The impact of the plunge in technology share prices has been magnified by the trust borrowing £40m to gear up the potential returns from its investments. As the value of its portfolio has plummeted, the trust has been forced to repay its debts to avoid breaching bank covenants, leaving shareholders with assets worth barely a tenth of the size of the trust at launch last March. The shareholders will now have to decide whether to keep the trust alive or liquidate it.

Scanning through the unit trust and investment trust performance figures for the year to the end of March this year demonstrates how brutal the fallout in technology shares has been. Most of the specialist technology unit trusts around long enough to qualify for a 12-month history are down by between 50 and 75 per cent over that period. Even the long-running stars of the sector, highly rated funds such as Henderson Global Technology and Aberdeen Technology, have lost around 60 per cent of their value in a similar period. This is proof, if proof were needed, of the old Wall Street adages that bear markets are fairly indiscriminate in their impact: frequently the baby does indeed go out with the bathwater.

The month-by-month performance figures for the technology funds also make instructive reading. While all the technology funds have lost more than half their value in the last 12 months, there have been at least three months (June and August last year, January this year) when they have enjoyed significant rallies, often running to double-figure percentage gains. That was just enough, given the cruel ways markets tend to work, to keep alive the hopes of investors that the worst might finally be over.

In this case, investors' hopes have not been helped by the recycling of impressive-sounding but evidentially valueless statements to the effect that technology shares "almost always" do well in the first quarter of the year, which has often been the case in the past few years, but not, evidently, this time round.

When you consider how much money poured into technology funds a year ago, a goodly chunk on the advice of financial advisers who pocketed commission for recommending these funds, the experience of the past 12 months will not go down in history as the fund industry's finest hour. Ultimately, investors can blame only themselves for being taken in by the hype surrounding technology, but it is hard to avoid the conclusion that some of the fund launches of a year to 18 months ago were cynical exercises in exploiting prevailing market conditions.
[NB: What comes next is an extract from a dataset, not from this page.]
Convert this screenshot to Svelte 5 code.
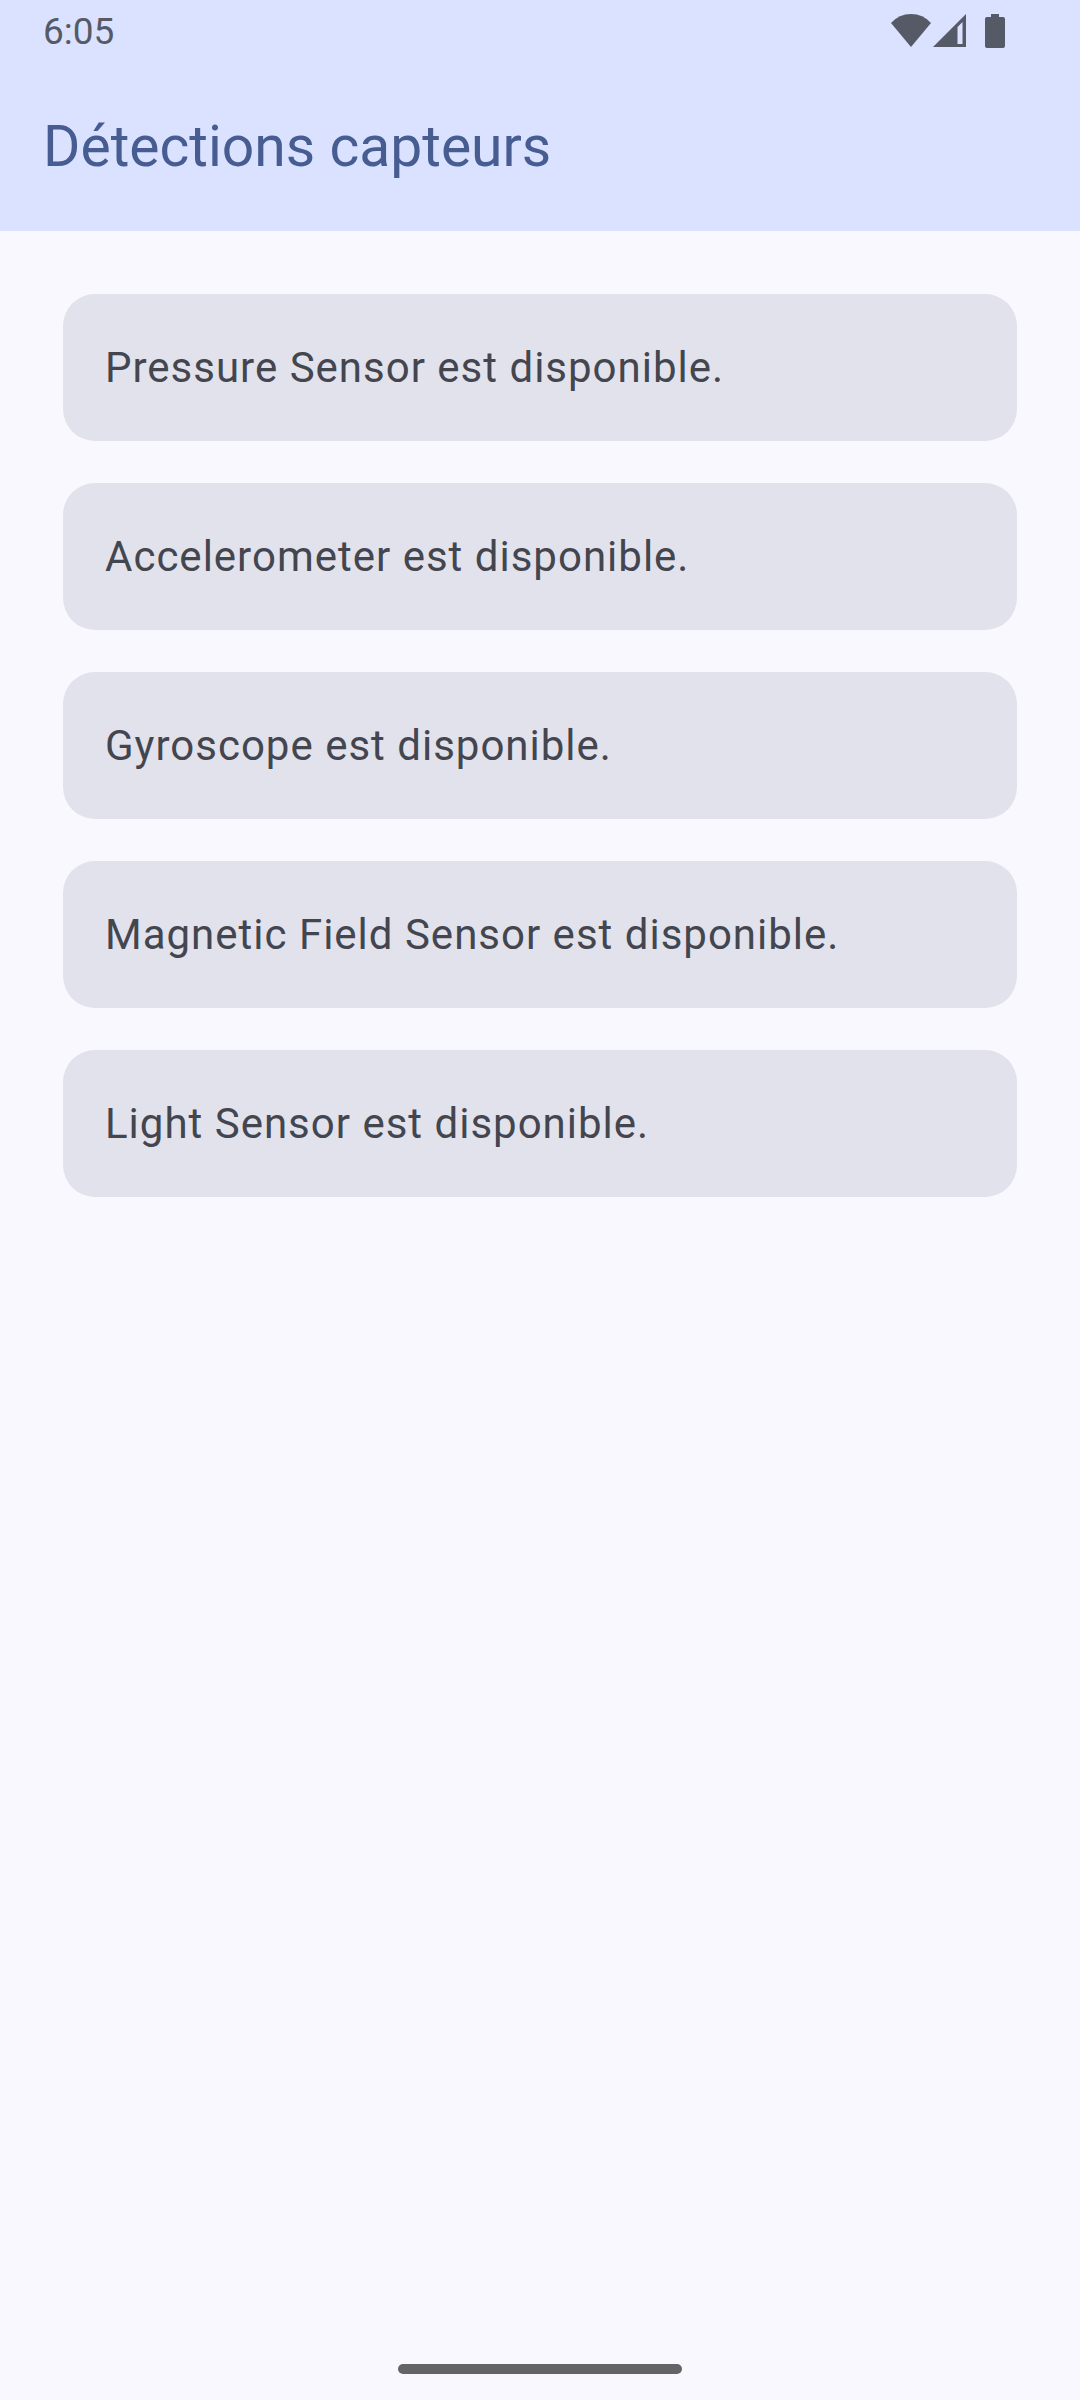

The performance statistics also show that the impact of the technology sector fallout has been much wider than on the technology funds alone. The distortions the telecoms, media and technology (TMT) craze introduced into the markets are reflected all the way through the panoply of funds investors can now choose from.

The graphs show, for example, two ways in which the TMT craze at its height between October 1999 and March 2000 affected the European fund sector. They are taken from the latest Standard & Poor's Fund Research survey of retail funds that invest in Europe (including pan-European funds, those that include the UK as part of Europe, and those that exclude the UK from their investment focus). What the graphs show is, first, that the TMT boom was a global phenomenon, not just a UK or US one, and second, that it had a big impact on fund-manager behaviour. For that brief period, the dispersion of returns between those funds which chased the TMT story and those that did not widened dramatically. Historically, the middle 50 per cent of funds were all within plus or minus 2 per cent of the median performing fund, but the gap widened to 10 per cent at the height of the TMT boom. At the same time, since the TMT boom ended, the disparity in performance between so-called value and growth shares (of which technology shares are merely the most extreme example) has widened more dramatically than at any time in the past 25 years. Value suddenly is back in favour, with many fund managers reacting to the drama of the 1999-2000 period by retreating to more traditional investment criteria.

Although technology shares will recover one day, and will continue to be volatile, the markets will have to navigate the bearish climate before they have another heyday like the one we have just lived through.

Funds specialising in smaller companies are also taking a beating, as always happens in developing bear markets, but there will be above-average returns to be made from them for those brave enough to decide the bear market has run its course.

How long investors have to wait for that moment is not clear, but the signal that the bull market has resumed has not yet arrived.